Data excerpt:

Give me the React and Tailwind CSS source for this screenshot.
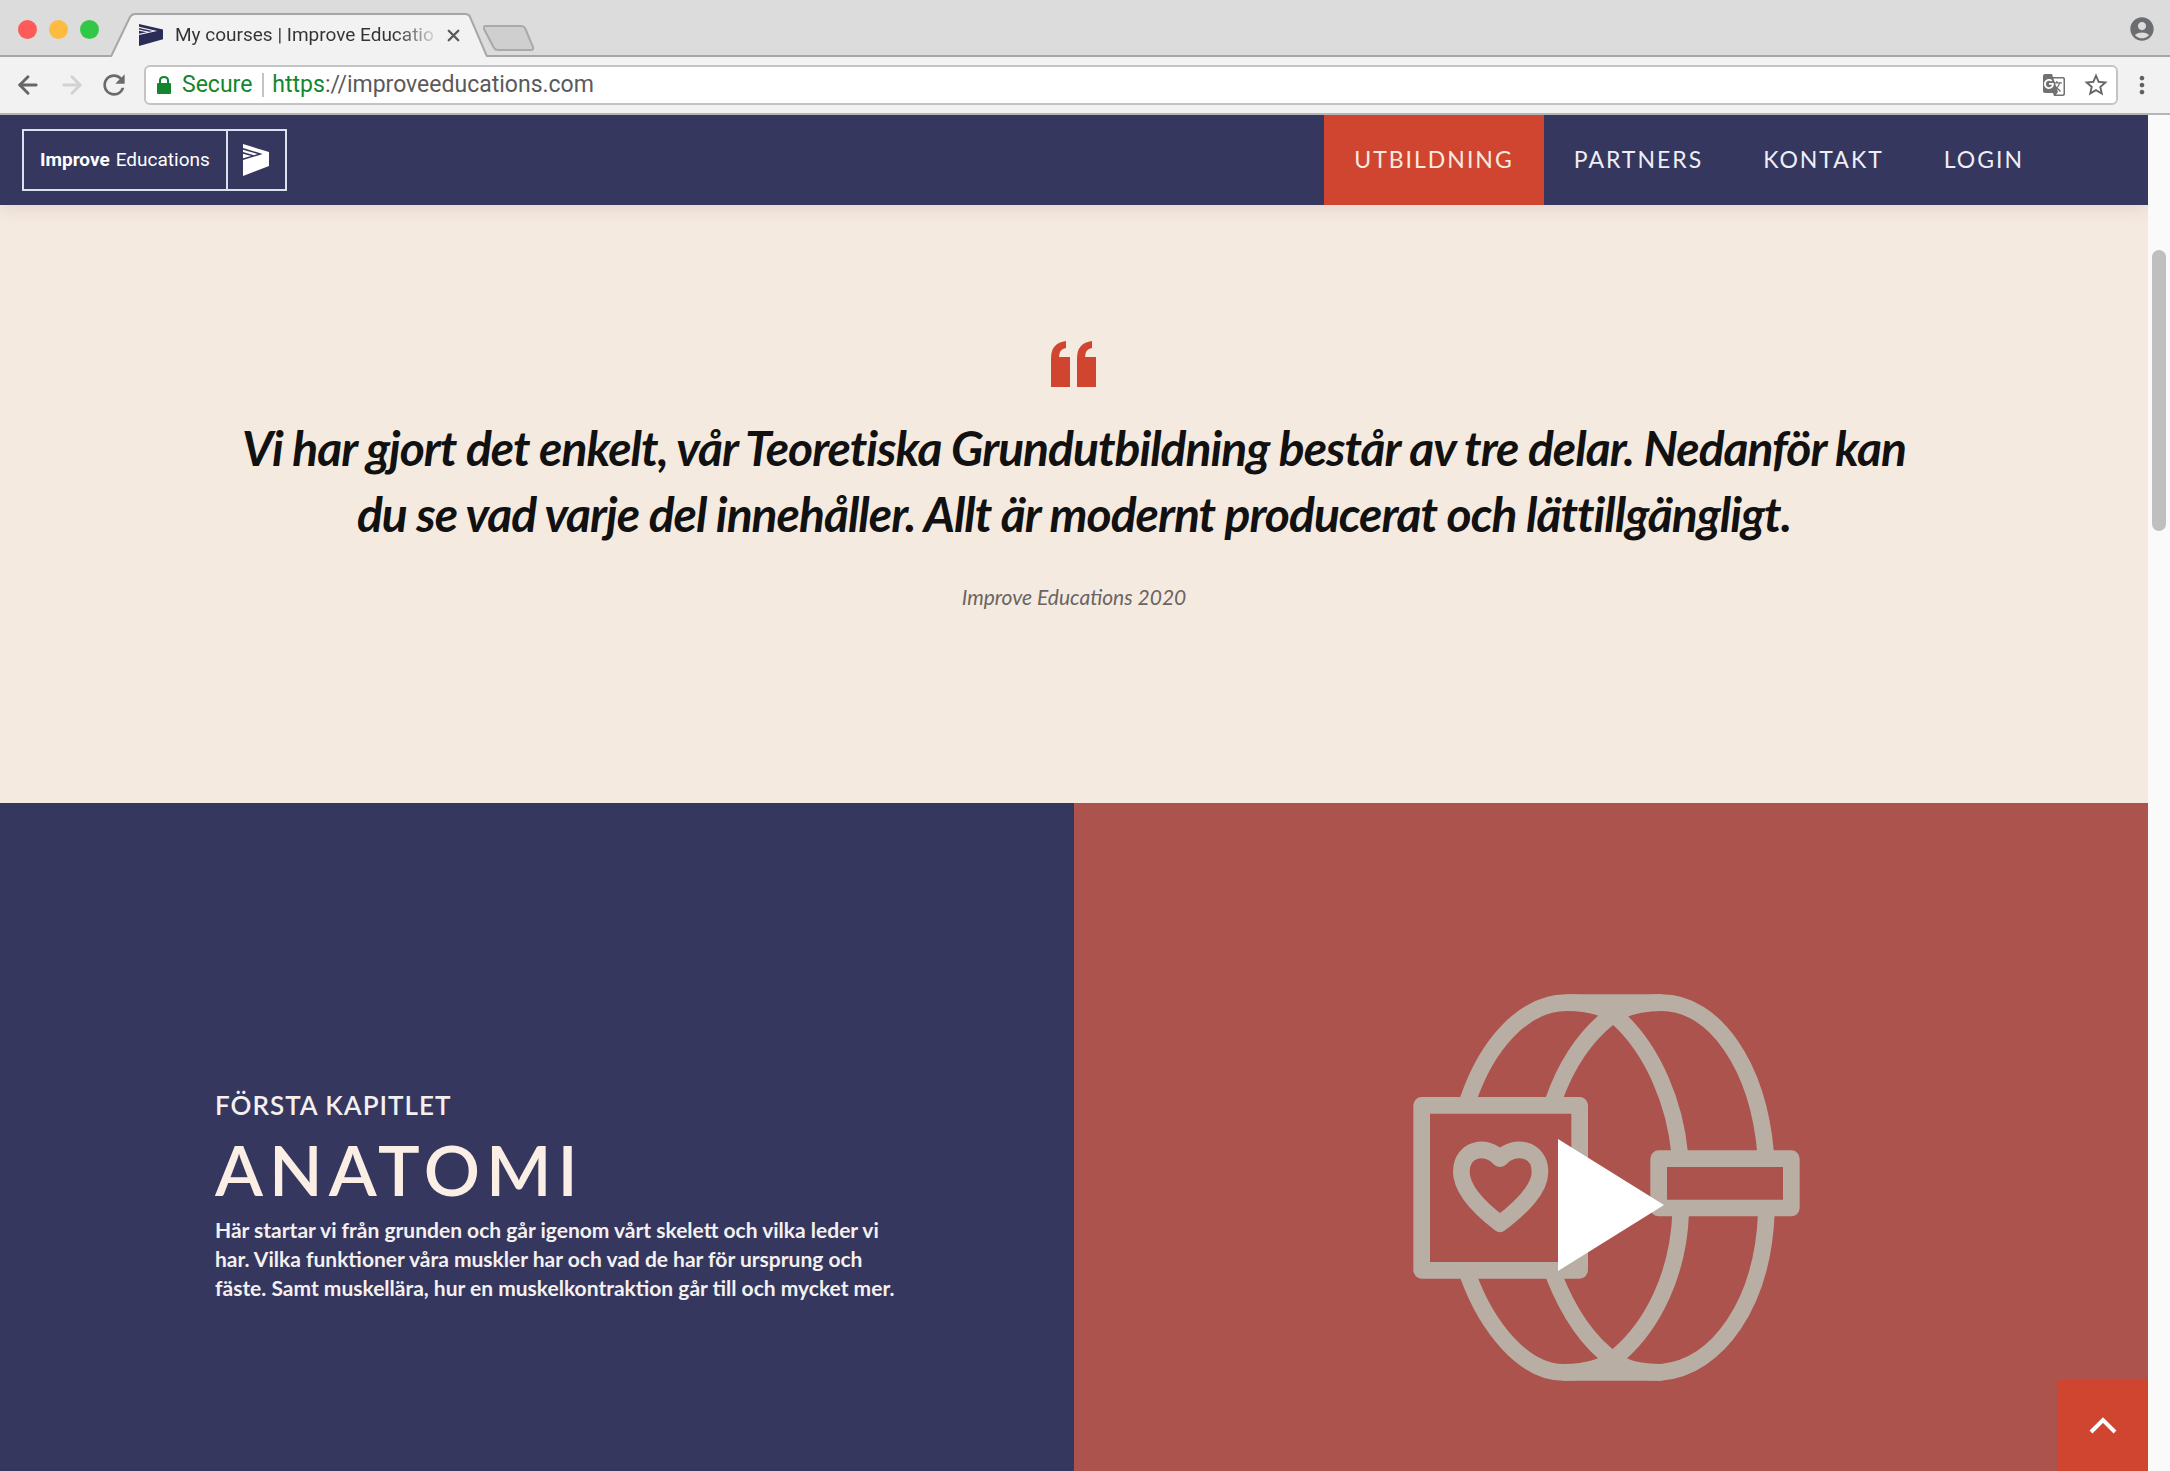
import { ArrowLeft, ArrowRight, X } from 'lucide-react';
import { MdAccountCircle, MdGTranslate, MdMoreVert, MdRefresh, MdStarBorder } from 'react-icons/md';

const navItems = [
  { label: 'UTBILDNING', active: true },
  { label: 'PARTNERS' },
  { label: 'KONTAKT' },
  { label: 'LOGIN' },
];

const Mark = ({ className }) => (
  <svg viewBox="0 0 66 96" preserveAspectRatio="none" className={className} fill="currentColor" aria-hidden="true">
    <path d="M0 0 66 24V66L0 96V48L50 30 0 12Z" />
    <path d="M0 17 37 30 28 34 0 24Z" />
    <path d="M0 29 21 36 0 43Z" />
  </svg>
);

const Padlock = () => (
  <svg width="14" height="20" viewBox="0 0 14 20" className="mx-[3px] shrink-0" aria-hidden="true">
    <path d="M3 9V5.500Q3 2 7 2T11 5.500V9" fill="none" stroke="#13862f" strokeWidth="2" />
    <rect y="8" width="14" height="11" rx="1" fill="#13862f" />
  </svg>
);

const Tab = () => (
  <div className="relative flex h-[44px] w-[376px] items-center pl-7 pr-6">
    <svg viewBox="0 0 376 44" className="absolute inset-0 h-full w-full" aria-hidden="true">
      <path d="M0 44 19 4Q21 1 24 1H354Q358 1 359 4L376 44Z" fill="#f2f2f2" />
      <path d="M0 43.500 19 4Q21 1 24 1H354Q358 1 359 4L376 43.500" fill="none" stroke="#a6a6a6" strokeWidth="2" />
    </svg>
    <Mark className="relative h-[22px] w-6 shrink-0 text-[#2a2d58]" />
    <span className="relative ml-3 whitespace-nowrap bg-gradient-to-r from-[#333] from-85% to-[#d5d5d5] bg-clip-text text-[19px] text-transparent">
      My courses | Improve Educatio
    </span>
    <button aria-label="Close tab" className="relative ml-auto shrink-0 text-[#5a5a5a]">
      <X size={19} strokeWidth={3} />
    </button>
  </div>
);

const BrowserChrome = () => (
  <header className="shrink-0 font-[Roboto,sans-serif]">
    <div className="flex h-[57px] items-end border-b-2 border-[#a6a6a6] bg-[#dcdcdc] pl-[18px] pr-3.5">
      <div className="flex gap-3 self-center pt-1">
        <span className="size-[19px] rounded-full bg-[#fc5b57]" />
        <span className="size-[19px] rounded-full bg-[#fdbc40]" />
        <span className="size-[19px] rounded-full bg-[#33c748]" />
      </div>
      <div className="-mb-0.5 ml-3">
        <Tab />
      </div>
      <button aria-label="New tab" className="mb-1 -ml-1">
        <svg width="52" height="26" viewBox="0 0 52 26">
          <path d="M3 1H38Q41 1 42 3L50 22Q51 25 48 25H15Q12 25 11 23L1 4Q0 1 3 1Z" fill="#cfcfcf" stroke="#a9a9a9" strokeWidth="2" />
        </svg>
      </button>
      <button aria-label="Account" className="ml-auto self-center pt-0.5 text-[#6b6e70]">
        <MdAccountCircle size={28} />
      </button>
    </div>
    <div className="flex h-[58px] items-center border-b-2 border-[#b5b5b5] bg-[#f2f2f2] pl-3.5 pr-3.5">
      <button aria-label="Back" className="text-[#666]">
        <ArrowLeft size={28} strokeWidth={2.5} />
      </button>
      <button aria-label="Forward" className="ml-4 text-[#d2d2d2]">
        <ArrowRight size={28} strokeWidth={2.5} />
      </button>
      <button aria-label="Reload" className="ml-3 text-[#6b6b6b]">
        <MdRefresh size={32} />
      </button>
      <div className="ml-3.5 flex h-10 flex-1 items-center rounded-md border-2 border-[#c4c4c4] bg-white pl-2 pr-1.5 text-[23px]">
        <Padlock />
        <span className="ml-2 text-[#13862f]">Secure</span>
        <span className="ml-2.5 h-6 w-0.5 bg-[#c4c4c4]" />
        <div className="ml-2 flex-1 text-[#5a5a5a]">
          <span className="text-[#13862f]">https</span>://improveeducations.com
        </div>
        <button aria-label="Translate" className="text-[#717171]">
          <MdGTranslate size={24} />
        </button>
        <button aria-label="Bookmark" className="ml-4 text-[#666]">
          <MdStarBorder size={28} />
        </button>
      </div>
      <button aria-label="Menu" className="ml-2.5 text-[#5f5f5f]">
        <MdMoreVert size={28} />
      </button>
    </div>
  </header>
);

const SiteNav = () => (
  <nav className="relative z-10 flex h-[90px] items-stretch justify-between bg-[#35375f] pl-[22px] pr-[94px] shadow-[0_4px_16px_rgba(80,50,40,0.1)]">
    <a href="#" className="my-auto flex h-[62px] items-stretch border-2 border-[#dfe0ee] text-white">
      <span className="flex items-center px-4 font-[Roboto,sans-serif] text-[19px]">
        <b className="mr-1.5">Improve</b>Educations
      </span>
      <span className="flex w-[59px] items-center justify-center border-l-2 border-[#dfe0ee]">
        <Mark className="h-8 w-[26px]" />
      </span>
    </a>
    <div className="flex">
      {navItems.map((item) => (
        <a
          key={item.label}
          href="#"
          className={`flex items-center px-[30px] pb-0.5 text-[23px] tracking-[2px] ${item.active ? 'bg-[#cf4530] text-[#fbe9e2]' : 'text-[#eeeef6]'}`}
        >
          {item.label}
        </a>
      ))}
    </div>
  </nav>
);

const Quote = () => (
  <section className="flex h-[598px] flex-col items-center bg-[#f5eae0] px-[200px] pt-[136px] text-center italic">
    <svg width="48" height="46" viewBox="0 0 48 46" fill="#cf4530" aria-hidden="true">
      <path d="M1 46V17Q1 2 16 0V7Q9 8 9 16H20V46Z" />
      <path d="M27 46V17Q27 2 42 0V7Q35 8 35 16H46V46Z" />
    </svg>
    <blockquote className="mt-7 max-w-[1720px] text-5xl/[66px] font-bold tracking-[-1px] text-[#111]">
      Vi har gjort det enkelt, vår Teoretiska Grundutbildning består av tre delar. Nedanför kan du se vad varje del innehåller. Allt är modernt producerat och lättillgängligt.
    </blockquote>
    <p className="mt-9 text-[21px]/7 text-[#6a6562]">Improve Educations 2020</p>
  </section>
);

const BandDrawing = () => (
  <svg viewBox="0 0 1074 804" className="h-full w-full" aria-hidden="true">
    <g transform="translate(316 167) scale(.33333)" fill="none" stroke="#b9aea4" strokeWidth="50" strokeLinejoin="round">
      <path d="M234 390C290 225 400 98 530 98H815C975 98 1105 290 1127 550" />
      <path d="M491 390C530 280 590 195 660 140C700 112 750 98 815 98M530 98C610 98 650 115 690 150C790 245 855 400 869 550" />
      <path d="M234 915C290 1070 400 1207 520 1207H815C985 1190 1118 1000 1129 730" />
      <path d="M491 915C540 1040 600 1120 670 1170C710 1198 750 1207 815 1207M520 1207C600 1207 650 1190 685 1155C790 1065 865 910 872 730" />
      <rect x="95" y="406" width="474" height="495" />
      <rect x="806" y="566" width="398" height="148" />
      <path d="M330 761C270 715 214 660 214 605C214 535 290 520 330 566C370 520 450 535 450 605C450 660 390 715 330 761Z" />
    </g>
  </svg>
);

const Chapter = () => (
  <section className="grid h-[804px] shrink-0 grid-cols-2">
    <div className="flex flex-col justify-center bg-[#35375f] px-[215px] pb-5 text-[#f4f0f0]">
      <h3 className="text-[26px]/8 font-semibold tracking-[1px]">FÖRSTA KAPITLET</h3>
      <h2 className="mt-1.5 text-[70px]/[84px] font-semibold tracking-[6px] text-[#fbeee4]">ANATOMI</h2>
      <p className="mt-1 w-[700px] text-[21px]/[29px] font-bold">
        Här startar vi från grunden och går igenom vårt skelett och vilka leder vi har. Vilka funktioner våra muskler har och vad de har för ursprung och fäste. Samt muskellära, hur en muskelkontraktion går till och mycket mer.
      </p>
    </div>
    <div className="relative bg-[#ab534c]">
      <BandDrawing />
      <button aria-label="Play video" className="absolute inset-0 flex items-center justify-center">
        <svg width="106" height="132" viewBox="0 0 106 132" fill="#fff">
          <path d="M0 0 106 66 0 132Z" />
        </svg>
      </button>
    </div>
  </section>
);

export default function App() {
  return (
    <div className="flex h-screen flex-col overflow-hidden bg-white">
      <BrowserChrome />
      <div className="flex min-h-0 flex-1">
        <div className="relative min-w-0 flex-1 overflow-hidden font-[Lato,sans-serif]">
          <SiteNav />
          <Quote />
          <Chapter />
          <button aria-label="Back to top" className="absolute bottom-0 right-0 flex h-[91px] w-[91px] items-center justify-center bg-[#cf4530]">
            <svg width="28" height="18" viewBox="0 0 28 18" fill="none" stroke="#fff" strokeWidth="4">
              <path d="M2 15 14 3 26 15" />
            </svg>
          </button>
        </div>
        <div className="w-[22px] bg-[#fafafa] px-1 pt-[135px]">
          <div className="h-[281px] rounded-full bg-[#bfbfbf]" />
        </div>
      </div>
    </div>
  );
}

Exercise details: Write out exactly the lines between the start of the data and the line with "MdMoreVert, MdRefresh, MdStarBorder", including both, but none of the pictures.

Expected answer:
Give me the React and Tailwind CSS source for this screenshot.
import { ArrowLeft, ArrowRight, X } from 'lucide-react';
import { MdAccountCircle, MdGTranslate, MdMoreVert, MdRefresh, MdStarBorder } from 'react-icons/md';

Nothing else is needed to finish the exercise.